L'accord avec le Chili est très important d'un point de vue minéro-critique, puisqu'il ne sert à rien de produire des voitures si l'on n'a pas de lithium pour les batteries. Or le Chili détient l'une des premières réserves mondiales de lithium : c'est donc un partenaire important et je m'y suis rendu en juin dernier pour cette raison.

L'accord avec l'Australie n'a pas pu aboutir malgré les discussions que nous avons eues en marge du G7 à Osaka en octobre dernier, et ce pour plusieurs raisons, notamment parce que les Australiens nous demandaient l'équivalent accordé aux Néo-Zélandais en matière de viande ovine, c'est-à-dire 38 000 tonnes équivalent carcasse, ce qui n'était pas possible. En effet, l'Australie est actuellement en situation de surproduction car elle a perdu des marchés importants au Moyen-Orient. En ouvrant de tels quotas, nous aurions vu arriver cette production sur le marché européen, ce qui aurait mis en péril nos filières, car cela aurait représenté près de 12 % de la production européenne. Nous avons donc été extrêmement fermes, la Commission européenne nous a suivis et a défendu le secteur agricole français. En ce qui concerne les standards environnementaux, en revanche, nous nous acheminions vers un accord parfait avec l'Australie.
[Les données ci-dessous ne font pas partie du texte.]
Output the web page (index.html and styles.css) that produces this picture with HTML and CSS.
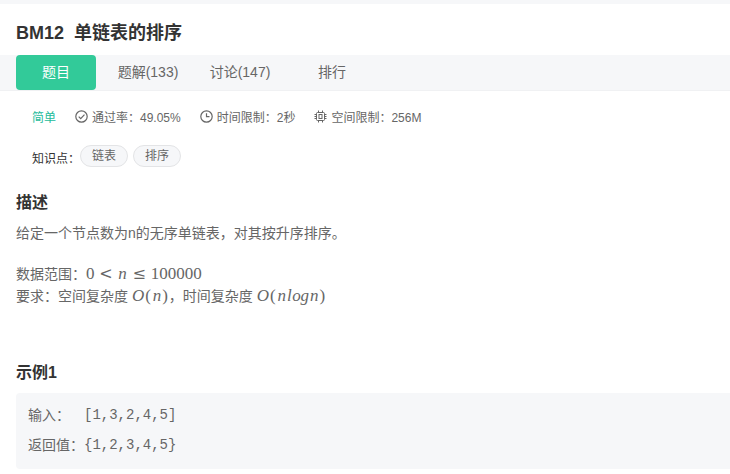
FILE: index.html
```html
<!DOCTYPE html>
<html lang="zh-CN">
  <head>
    <meta charset="UTF-8" />
    <meta name="viewport" content="width=device-width, initial-scale=1.0" />
    <title>BM12 单链表的排序</title>
    <link rel="stylesheet" href="styles.css">
  </head>
  <body>
    <div class="top-strip"></div>
    <h1 class="title"><span>BM12</span><span>单链表的排序</span></h1>
    <nav class="tabs">
      <a class="tab active">题目</a>
      <a class="tab">题解(133)</a>
      <a class="tab">讨论(147)</a>
      <a class="tab">排行</a>
    </nav>

    <div class="meta">
      <span class="level">简单</span>
      <span class="meta-item">
        <svg class="icon" viewBox="0 0 13 13">
          <circle cx="6.5" cy="6.5" r="5.7" />
          <path d="M3.7 6.6l2 2 3.8-4" />
        </svg>
        通过率：49.05%
      </span>
      <span class="meta-item">
        <svg class="icon" viewBox="0 0 13 13">
          <circle cx="6.5" cy="6.5" r="5.7" />
          <path d="M6.5 3.2v3.5h3" />
        </svg>
        时间限制：2秒
      </span>
      <span class="meta-item memory">
        <svg class="icon" viewBox="0 0 13 13">
          <rect x="2.5" y="2.5" width="8" height="8" rx="1" />
          <rect x="5" y="4.5" width="3" height="4" />
          <path d="M4.5 .5v2M8.5 .5v2M4.5 10.5v2M8.5 10.5v2M.5 4.5h2M.5 6.5h2M.5 8.5h2M10.5 4.5h2M10.5 6.5h2M10.5 8.5h2" />
        </svg>
        空间限制：256M
      </span>
    </div>

    <div class="topics">
      <span class="topics-label">知识点：</span>
      <a class="tag">链表</a>
      <a class="tag">排序</a>
    </div>

    <main class="content">
      <h2>描述</h2>
      <p class="intro">给定一个节点数为n的无序单链表，对其按升序排序。</p>
      <p class="limit">数据范围：<span class="math"><span>0</span><span class="rel">&lt;</span><i class="n">n</i><span class="rel">≤</span><span>100000</span></span></p>
      <p class="limit">要求：空间复杂度&nbsp;<span class="math"><i class="big-o">O</i><span class="paren">(</span><i class="n">n</i><span class="paren">)</span></span>，时间复杂度&nbsp;<span class="math"><i class="big-o">O</i><span class="paren">(</span><i class="n">n</i><i class="l">l</i><i class="o">o</i><i class="g">g</i><i class="n">n</i><span class="paren">)</span></span></p>

      <h2 class="sample-title">示例1</h2>
      <div class="sample">
        <div class="sample-row"><span class="sample-label">输入：</span><code>[1,3,2,4,5]</code></div>
        <div class="sample-row"><span class="sample-label">返回值：</span><code>{1,2,3,4,5}</code></div>
      </div>
    </main>
  </body>
</html>
```
FILE: styles.css
```css
* {
  box-sizing: border-box;
}
body {
  margin: 0;
  font-family: "Liberation Sans", "Noto Sans CJK SC", sans-serif;
  font-size: 14px;
  color: #666;
  background-color: #fff;
  overflow: hidden;
}
h1,
h2,
p {
  margin: 0;
}
.top-strip {
  height: 4px;
  background-color: #f6f7f9;
}
.title {
  display: flex;
  gap: 10px;
  height: 51px;
  padding: 0 16px;
  line-height: 59px;
  font-size: 18px;
  color: #333;
}
.tabs {
  display: flex;
  gap: 12px;
  height: 36px;
  padding-left: 16px;
  background-color: #f6f7f9;
  border-bottom: 1px solid #f0f1f3;
}
.tab {
  width: 80px;
  height: 35px;
  line-height: 35px;
  text-align: center;
}
.tab.active {
  color: #fff;
  background-color: #32ca99;
  border-radius: 4px;
}
.meta {
  display: flex;
  align-items: center;
  gap: 19px;
  height: 20px;
  margin-top: 15px;
  padding-left: 32px;
  font-size: 12px;
}
.level {
  color: #25bb9b;
}
.meta-item {
  display: flex;
  align-items: center;
  gap: 4px;
}
.icon {
  width: 13px;
  height: 13px;
  fill: none;
  stroke: #666;
  stroke-width: 1.2;
}
.memory .icon {
  stroke-width: 1;
}
.topics {
  display: flex;
  gap: 5px;
  margin-top: 19px;
  padding-left: 32px;
  font-size: 12px;
}
.topics-label {
  margin-right: -5px;
  height: 26px;
  line-height: 28px;
  color: #333;
}
.tag {
  width: 48px;
  height: 22px;
  line-height: 20px;
  text-align: center;
  background-color: #f6f7f9;
  border: 1px solid #e3e4e6;
  border-radius: 11px;
}
.content {
  padding-left: 16px;
}
h2 {
  margin-top: 20px;
  font-size: 16px;
  line-height: 24px;
  color: #333;
}
.intro {
  margin: 7px 0 19px;
  line-height: 22px;
}
.limit {
  height: 22px;
  line-height: 22px;
}
.math {
  display: inline-flex;
  font-family: "Liberation Serif", serif;
  font-size: 17px;
  line-height: 20px;
}
.rel {
  width: 23px;
  font-family: "DejaVu Serif", serif;
  font-size: 16px;
  text-align: center;
}
.big-o {
  width: 0.79em;
}
.paren {
  width: 0.39em;
}
.n {
  width: 0.6em;
  text-align: center;
}
.l {
  width: 0.32em;
}
.o {
  width: 0.485em;
}
.g {
  width: 0.51em;
}
.sample-title {
  margin-top: 54px;
}
.sample {
  height: 76px;
  margin-top: 8px;
  padding: 7px 12px;
  background-color: #f6f7f9;
  border-radius: 4px 0 0 4px;
}
.sample-row {
  display: flex;
  height: 30px;
  line-height: 30px;
}
.sample-label {
  width: 56px;
}
code {
  font-family: "Liberation Mono", monospace;
  font-size: 14px;
}
```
Ce n'est pas le cas avec le Mercosur : l'accord signé en 2019, négocié depuis 1999, avait fait l'objet de recours par la France et d'autres pays de l'Union au motif qu'il n'était pas conforme à la nouvelle approche que nous souhaitions imposer aux accords commerciaux, c'est-à-dire remettre l'humain et la planète au centre. Nous sommes ouverts sur le monde, mais pas à n'importe quelles conditions. Nous attendons une réciprocité et l'adaptation aux standards actuellement en vigueur au sein de l'Union sur le droit du travail et le droit de l'environnement : les conventions de l'Organisation internationale du travail (OIT) sur l'interdiction du travail forcé, l'interdiction du travail des enfants, le respect des accords de Paris, l'interdiction de la déforestation, l'alignement du chapitre relatif au commerce et au développement durable sur les standards de l'Union européenne, avec la possibilité de prendre des sanctions en cas de non-respect et, enfin, des clauses miroirs, pour que les normes sanitaires et environnementales imposées à nos produits le soient également aux produits importés.
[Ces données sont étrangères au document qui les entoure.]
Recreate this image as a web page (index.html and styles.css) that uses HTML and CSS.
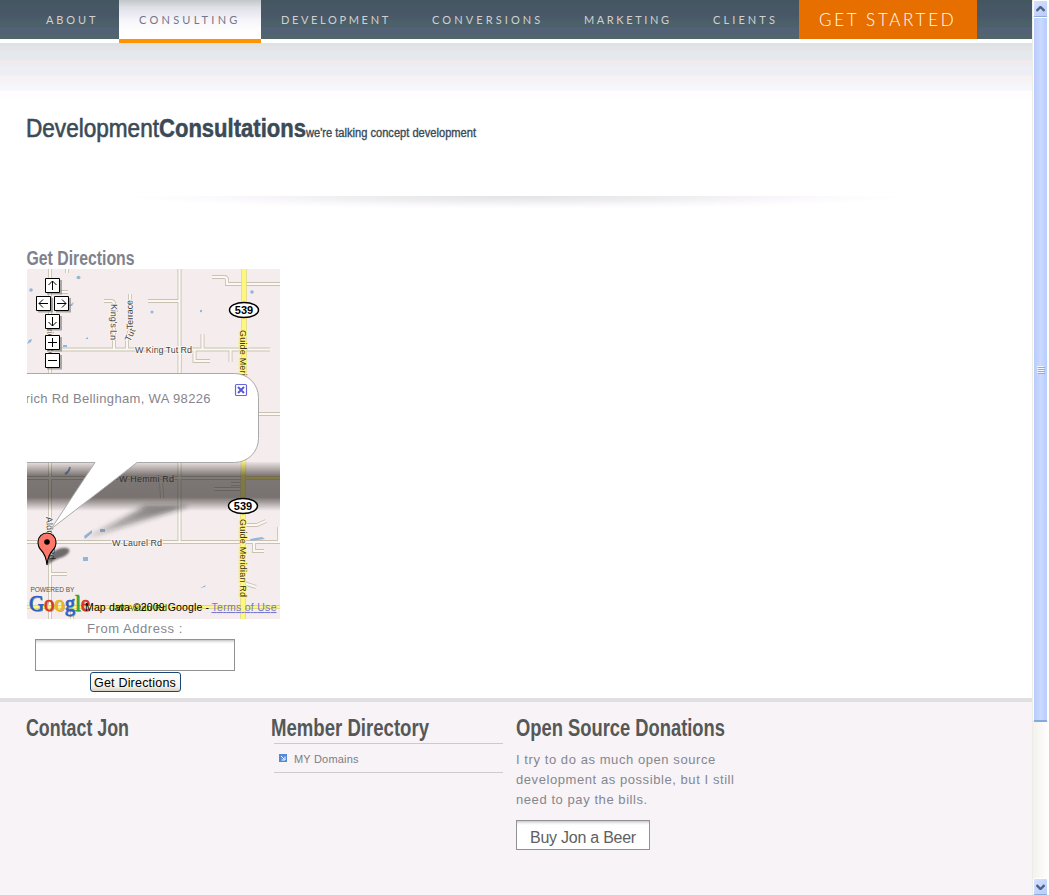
FILE: index.html
```html
<!DOCTYPE html>
<html lang="en">
<head>
<meta charset="utf-8">
<title>Development Consultations</title>
<link rel="stylesheet" href="styles.css">
</head>
<body>
<div class="window">
<div class="page">
  <nav class="nav">
    <a class="tab about">ABOUT</a><a class="tab consulting active">CONSULTING</a><a class="tab development">DEVELOPMENT</a><a class="tab conversions">CONVERSIONS</a><a class="tab marketing">MARKETING</a><a class="tab clients">CLIENTS</a><a class="tab start">GET STARTED</a>
  </nav>
  <div class="band"></div>
  <main class="main">
    <svg class="title" width="460" height="36" viewBox="26 112 460 36">
      <text class="light" x="26" y="137" font-size="25" textLength="133" lengthAdjust="spacingAndGlyphs">Development</text>
      <text class="heavy" x="159" y="137" font-size="25" textLength="147" lengthAdjust="spacingAndGlyphs">Consultations</text>
      <text class="tagline" x="306" y="137" font-size="12" textLength="170" lengthAdjust="spacingAndGlyphs">we're talking concept development</text>
    </svg>
    <div class="divider"></div>
    <svg class="subtitle" width="120" height="29" viewBox="26 240 120 29">
      <text x="26.500" y="265" font-size="19.500" textLength="108" lengthAdjust="spacingAndGlyphs">Get Directions</text>
    </svg>
    <svg class="map" width="253" height="350" viewBox="27 269 253 350">
      <defs>
        <linearGradient id="band" x1="0" y1="0" x2="0" y2="1">
          <stop offset="0" stop-color="#25201d" stop-opacity=".05"/><stop offset=".28" stop-color="#25201d" stop-opacity=".58"/>
          <stop offset=".72" stop-color="#25201d" stop-opacity=".6"/><stop offset="1" stop-color="#25201d" stop-opacity="0"/>
        </linearGradient>
        <linearGradient id="tail" x1="1" y1="0" x2="0" y2="1">
          <stop offset="0" stop-color="#222" stop-opacity=".6"/><stop offset="1" stop-color="#222" stop-opacity=".2"/>
        </linearGradient>
        <filter id="soft" x="-30%" y="-30%" width="160%" height="160%"><feGaussianBlur stdDeviation="2.500"/></filter>
        <filter id="soft2" x="-30%" y="-30%" width="160%" height="160%"><feGaussianBlur stdDeviation="1.300"/></filter>
        <g id="roads" fill="none">
          <path d="M50 269V619M179.500 269V541M50 349.500H270M67 269V273M60 292H68M104 301H111Q114 301 114 304V349M130 294V330L127 338V349M148 301H179M212 277H224Q227 277 227 280V284H280M202.500 334V349M230.500 349V362M194.500 349V361H210M258 414H280M27 478H280M161 480L162 498M231 484H242M214 489H242M27 542H280M50 574H67M245 525H257L266 521M254 542V551H264M244 583L256 587M279 527V541M179.500 378L180 349M72 607V619"/>
        </g>
      </defs>
      <rect x="27" y="269" width="253" height="350" fill="#f5eded"/>
      <use href="#roads" stroke="#c9c2b3" stroke-width="4"/>
      <use href="#roads" stroke="#fbf8f3" stroke-width="2.200"/>
      <g fill="#94b5da">
        <ellipse cx="78.500" cy="277.500" rx="2" ry="1.800"/><circle cx="31" cy="290" r="1.800"/><path d="M68 306l6-4-2 4zM27 344l2-4 3-1-1 3zM85 339l3-2 0 2zM63 345h4v2h-4zM84 536l8-6 0 3-7 6zM100 529h5v3h-5zM83 557h5v4h-5zM200 588l6-3-1 2zM250 539l12-2 3 2-14 2z"/>
        <circle cx="152" cy="312" r="1.500"/><circle cx="201" cy="311" r="1.200"/><circle cx="252" cy="292" r="1.800"/>
      </g>
      <path d="M65 474q4-2 5-7" fill="none" stroke="#719ac2" stroke-width="2"/>
      <path d="M27 607H280M243 478H280" stroke="#d6cf91" stroke-width="4"/><path d="M27 607H280M243 478H280" stroke="#fff77f" stroke-width="2.400"/>
      <path d="M244 269V420L243 500V619" fill="none" stroke="#d8d183" stroke-width="5.500"/><path d="M244 269V420L243 500V619" fill="none" stroke="#fff77c" stroke-width="4.400"/>
      <g class="road-label">
        <text x="135" y="353" textLength="57">W King Tut Rd</text><text x="119" y="482" textLength="55">W Hemmi Rd</text><text x="112" y="545.500" textLength="50">W Laurel Rd</text>
        <text transform="translate(111 304) rotate(91)" textLength="36">King's Ln</text>
        <text transform="translate(130 342) rotate(-65)" textLength="13">Tut</text><text transform="translate(133 329) rotate(-91)" textLength="29">Terrace</text>
        <text transform="translate(46 517) rotate(86)" textLength="43">Aldrich Rd</text><text transform="translate(47 329) rotate(88)" textLength="28">rich Rd</text>
        <text class="yellow" transform="translate(240 330) rotate(90)" textLength="78">Guide Meridian Rd</text><text class="yellow" transform="translate(239.500 519) rotate(90)" textLength="78">Guide Meridian Rd</text>
        <text class="yellow" x="116" y="611" textLength="51">W Axton Rd</text>
      </g>
      <rect x="27" y="462" width="253" height="49" fill="url(#band)"/>
      <path d="M189 506L84 539L145 506z" fill="url(#tail)" filter="url(#soft)"/>
      <g class="shield"><ellipse cx="244" cy="310" rx="14.500" ry="7.500"/><text x="244" y="314">539</text><ellipse cx="243" cy="506" rx="14.500" ry="7.500"/><text x="243" y="510">539</text></g>
      <path d="M26 373.500H234.500A24 24 0 0 1 258.500 397.500V438.500A24 24 0 0 1 234.500 462.500H137L51 529L95 462.500H26z" fill="#fff" stroke="#aaa8ab"/>
      <text class="address" x="25.500" y="403" textLength="185">rich Rd Bellingham, WA 98226</text>
      <rect x="235.500" y="384.500" width="11" height="11" rx="1" fill="#fff" stroke="#6666dd" stroke-width="1.200"/><path d="M238 387l6 6m0-6l-6 6" stroke="#5959d4" stroke-width="2"/>
      <path d="M47 565Q49 555 56 550Q64 546 69 549Q71 553 63 557Q55 559 47 565" fill="#000" opacity=".55" filter="url(#soft2)"/>
      <path d="M47 565Q46 555 41 550Q38 547 38 542A9 9 0 0 1 56 542Q56 547 53 550Q48 555 47 565" fill="#ff766a" stroke="#000" stroke-width="1.100"/><circle cx="47" cy="542" r="2.800"/>
      <g id="controls" fill="none">
        <path d="M47 293.500H61V280M38 311.500H52V298M56 311.500H70V298M47 329.500H61V316M47 350.500H61V337M47 368.500H61V355" stroke="#777" stroke-width="2" opacity=".6"/>
        <g fill="#fff" stroke="#000"><path d="M45.500 278.500h14v14h-14zM36.500 296.500h14v14h-14zM54.500 296.500h14v14h-14zM45.500 314.500h14v14h-14zM45.500 335.500h14v14h-14zM45.500 353.500h14v14h-14z"/></g>
        <path d="M52.500 290v-9m-4 4l4-4 4 4M48 303.500h-9m4-4l-4 4 4 4M57 303.500h9m-4-4l4 4-4 4M52.500 317v9m-4-4l4 4 4-4M48 342.500h9m-4.500-4.500v9M48 360.500h9" stroke="#000"/>
      </g>
      <text class="powered" x="30.500" y="592" textLength="44">POWERED BY</text>
      <g class="logo"><g class="logo-shade"><text x="30" y="612" textLength="61" lengthAdjust="spacingAndGlyphs">Google</text></g><text x="29" y="611" textLength="61" lengthAdjust="spacingAndGlyphs"><tspan class="blue">G</tspan><tspan class="red">o</tspan><tspan class="gold">o</tspan><tspan class="blue">g</tspan><tspan class="green">l</tspan><tspan class="red">e</tspan></text></g>
      <text class="credit" x="85" y="611" textLength="124">Map data ©2009 Google - </text><text class="credit terms" x="211.500" y="611" textLength="65">Terms of Use</text>
    </svg>
    <form class="directions">
      <label>From Address :</label>
      <div class="field"></div>
      <button type="button" class="go">Get Directions</button>
    </form>
  </main>
  <footer class="footer">
    <section class="col"><svg class="heading" width="240" height="34"><text x="0" y="24" textLength="103" lengthAdjust="spacingAndGlyphs">Contact Jon</text></svg></section>
    <section class="col"><svg class="heading" width="240" height="34"><text x="0" y="24" textLength="158" lengthAdjust="spacingAndGlyphs">Member Directory</text></svg>
      <div class="listing"><svg width="8" height="8" viewBox="0 0 8 8"><path d="M0 0h8v8H0z" fill="#5688d3"/><path d="M2 2l3.500 3.500M6 2.500V6H2.500" stroke="#fff" fill="none"/></svg><span>MY Domains</span></div>
    </section>
    <section class="col"><svg class="heading" width="240" height="34"><text x="0" y="24" textLength="209" lengthAdjust="spacingAndGlyphs">Open Source Donations</text></svg>
      <p>I try to do as much open source<br>development as possible, but I still<br>need to pay the bills.</p>
      <button type="button" class="beer">Buy Jon a Beer</button>
    </section>
  </footer>
</div>
<aside class="scrollbar">
  <div class="arrow"><svg width="9" height="6"><path d="M.500 5L4.500 1L8.500 5" /></svg></div>
  <div class="thumb"><i></i><i></i><i></i><i></i></div>
  <div class="track"></div>
  <div class="arrow"><svg width="9" height="6"><path d="M.500 1L4.500 5L8.500 1" /></svg></div>
</aside>
</div>
</body>
</html>
```
FILE: styles.css
```css
* { box-sizing: border-box; }
body { margin: 0; overflow: hidden; font-family: "Liberation Sans", sans-serif; }
svg { display: block; }
.window { display: flex; width: 1049px; height: 895px; background: #fff; }
.page { width: 1032px; display: flex; flex-direction: column; }
.nav { height: 43px; display: flex; padding-left: 26px; background: linear-gradient(#445660 0 4px, #485766 5px 14px, #49596a 17px, #4b6069 22px 26px, #526175 28px 33px, #53656c 35px 39px, #fff 39px); }
.tab { padding-left: 20px; height: 39px; line-height: 40px; font-family: Lato, sans-serif; font-size: 11px; color: #d0d0cf; letter-spacing: 3px; white-space: nowrap; }
.about { width: 93px; letter-spacing: 2.9px; }
.consulting { width: 142px; letter-spacing: 3.25px; }
.development { width: 151px; letter-spacing: 2.65px; }
.conversions { width: 152px; letter-spacing: 3.1px; }
.marketing { width: 129px; letter-spacing: 2.6px; }
.clients { width: 106px; letter-spacing: 3.1px; }
.active { height: 43px; color: #73778a; border-bottom: 4px solid #ff9400; background: linear-gradient(#c2c6c8, #dcdfe4 7px, #e9e9f3 13px, #f8f8fb 22px, #fff 33px); }
.start { width: 178px; background: #e76f00; color: #fff; font-size: 17px; font-weight: 300; letter-spacing: 2.7px; }
.band { height: 57px; background: linear-gradient(#dce2e5 0 2px, #e3e4e4 4px 6px, #e5e7ef 8px, #e5e9ec 14px 16px, #f0eaec 18px 20px, #ededf5 23px 31px, #f7f2f4 34px 38px, #f5f7fd 43px 47px, #fffdff 48px, #fff); }
.main { height: 598px; padding: 12px 26px 0; }
.title { fill: #3a4a56; overflow: visible; }
.title text, .subtitle text, .heading text { font-family: "Liberation Sans", sans-serif; font-weight: bold; }
.title .light { font-weight: normal; stroke: #3a4a56; stroke-width: .6px; }
.title .heavy { stroke: #3a4a56; stroke-width: .5px; }
.title .tagline { font-weight: normal; stroke: #3a4a56; stroke-width: .35px; }
.divider { height: 14px; margin: 48px 90px 30px; background: radial-gradient(ellipse 390px 13px at 50% 0, #e2e1e4, #f0eff0 45%, #fbf9fc 78%, #fff 100%); }
.subtitle { fill: #7f828d; }
.map { margin-left: 1px; }
.road-label { font-size: 9px; fill: #444; stroke: #f8f4f1; stroke-width: 2px; paint-order: stroke; }
.road-label .yellow { stroke: #fff77c; fill: #37351e; }
.shield ellipse { fill: #fff; stroke: #000; stroke-width: 1.5px; }
.shield text { font-size: 11px; font-weight: bold; text-anchor: middle; }
.address { font-size: 13px; fill: #85858d; }
.powered { font-size: 6.6px; fill: #555; }
.logo text { font: 23px "Liberation Serif", serif; stroke-width: .7px; }
.logo-shade { fill: #777; opacity: .6; }
.blue { fill: #2860cb; stroke: #2860cb; }
.red { fill: #d93328; stroke: #d93328; }
.gold { fill: #edb51d; stroke: #edb51d; }
.green { fill: #36a52b; stroke: #36a52b; }
.credit { font-size: 10.5px; }
.terms { fill: #7777cc; text-decoration: underline; }
.directions { display: flex; flex-direction: column; align-items: center; width: 200px; margin-left: 9px; color: #85878e; font-size: 13px; letter-spacing: .55px; }
.directions label { height: 20px; line-height: 20px; }
.field { width: 200px; height: 32px; border: 1px solid #929294; background: linear-gradient(#c7c7c9, #eee 2px, #fff 4px); }
.go { width: 91px; height: 20px; margin-top: 1px; padding: 1px 0 0; border: 1px solid #174677; border-radius: 3px; background: linear-gradient(#fff, #f3f1e9 75%, #d8d1c3); color: #000; font: 12.5px "Liberation Sans", sans-serif; letter-spacing: .2px; }
.footer { height: 197px; padding: 10px 26px 0; display: flex; border-top: 4px solid #e0dfe1; background: #f7f3f7; }
.col { width: 245px; }
.heading { fill: #555857; font-size: 23px; }
.listing { display: flex; align-items: center; gap: 7px; width: 229px; height: 30px; margin: -3px 0 0 3px; padding-left: 5px; border: solid #cccacf; border-width: 1px 0; color: #7d7e86; font-size: 11px; letter-spacing: .2px; }
.listing span { padding-top: 2px; }
.col p { margin: 4px 0 0; color: #85878e; font-size: 13px; line-height: 20px; letter-spacing: .57px; white-space: nowrap; }
.beer { width: 134px; height: 30px; margin-top: 10px; padding: 5px 0 0; border: 1px solid #929294; background: linear-gradient(#c7c7c9, #eee 2px, #fff 4px); color: #606060; font: 16px "Liberation Sans", sans-serif; letter-spacing: -.25px; }
.scrollbar { width: 17px; display: flex; flex-direction: column; border-left: 1px solid #eeede5; background: linear-gradient(90deg, #f3f1ec, #fff); }
.arrow { height: 17px; margin-right: 1px; border: 1px solid #fff; border-bottom-color: #8fadd8; border-radius: 2px; background: linear-gradient(135deg, #d5e1ff, #b8cbf8); display: grid; place-items: center; }
.arrow path { fill: none; stroke: #4d6185; stroke-width: 2.4; }
.thumb { height: 705px; margin-right: 1px; border: 1px solid #fff; border-bottom: 2px solid #86a8dd; border-radius: 2px; background: linear-gradient(90deg, #b9ccfb, #cad9ff 50%, #b8cdfc); display: flex; flex-direction: column; align-items: center; justify-content: center; gap: 1px; }
.thumb i { width: 7px; height: 1px; background: #f2f7ff; box-shadow: 1px 1px #8cacef; }
.track { flex: 1; }
```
Certains pays du Sud disent qu'il s'agit d'une sorte de néoimpérialisme, alors qu'il s'agit pour toute exportation vers l'Union de respecter les standards que celle-ci s'impose. Nous ne pouvons pas appliquer des standards toujours plus ambitieux à nos propres producteurs et ouvrir nos marchés à des exportations qui ne les respecteraient pas. Cela protège aussi nos consommateurs. Nous avons tenu bon sur cette position, en conformité avec la ligne de conduite adoptée par l'Assemblée nationale et le Sénat, et avons réaffirmé notre position lors de chaque Conseil des ministres de l'Union, formel ou informel, ainsi qu'auprès des Etats membres qui partagent notre vision. Certains Etats membres ne la partagent pas et estiment que nous devrions signer cet accord à tout prix, pour « dé-risquer » des positions industrielles prises notamment en Chine. Nous le comprenons et nous soutenons l'industrie de ces pays ; nous souhaitons qu'ils puissent trouver de nouveaux marchés, mais cela ne peut pas se faire au détriment de nos propres intérêts et de nos propres standards ou des ambitions que l'Union européenne porte avec ses États membres en matière environnementale, de lutte contre la déforestation ou de bien-être animal.

L'Argentine a fait savoir qu'elle n'était pas prête à signer ce traité, dont l'avenir reste incertain. Deux positions divergentes coexistent : au sein du Mercosur, les États sont en désaccord sur la manière de traiter la position de l'UE ; et au sein de l'UE, quand bien même le traité serait signé par la Commission européenne, il ne serait pas nécessairement ratifié par ses États membres car, en l'état, les conditions de ce traité ne sont pas acceptables, au moins pour la France.

Les discussions se poursuivent avec l'Inde. Deux sujets sont sensibles. D'une part, se pose la même question des standards européens environnementaux à respecter. D'autre part, il est compliqué d'envisager l'application des engagements fédéraux au niveau des États fédérés, car le gouvernement fédéral ne peut y garantir la mise en oeuvre des accords. Cela reviendrait à dire, par exemple sur les marchés publics, qu'en réciprocité, les Indiens seraient éligibles aux marchés publics lancés par la Commission européenne, mais qu'il leur faudrait ensuite négocier avec chacun des 27 États membres de l'UE pour chacun de leurs marchés, ce qui est évidemment infaisable. Ces négociations présentent moins d'intérêt stratégique sur le plan agricole pour la France que celles avec le Mercosur mais nous les suivons également avec une très grande vigilance.

Je répondrai maintenant avec plaisir à vos questions, notamment sur l'Accord économique et commercial global (Ceta) qui est un sujet sensible au sein de votre Haute Assemblée.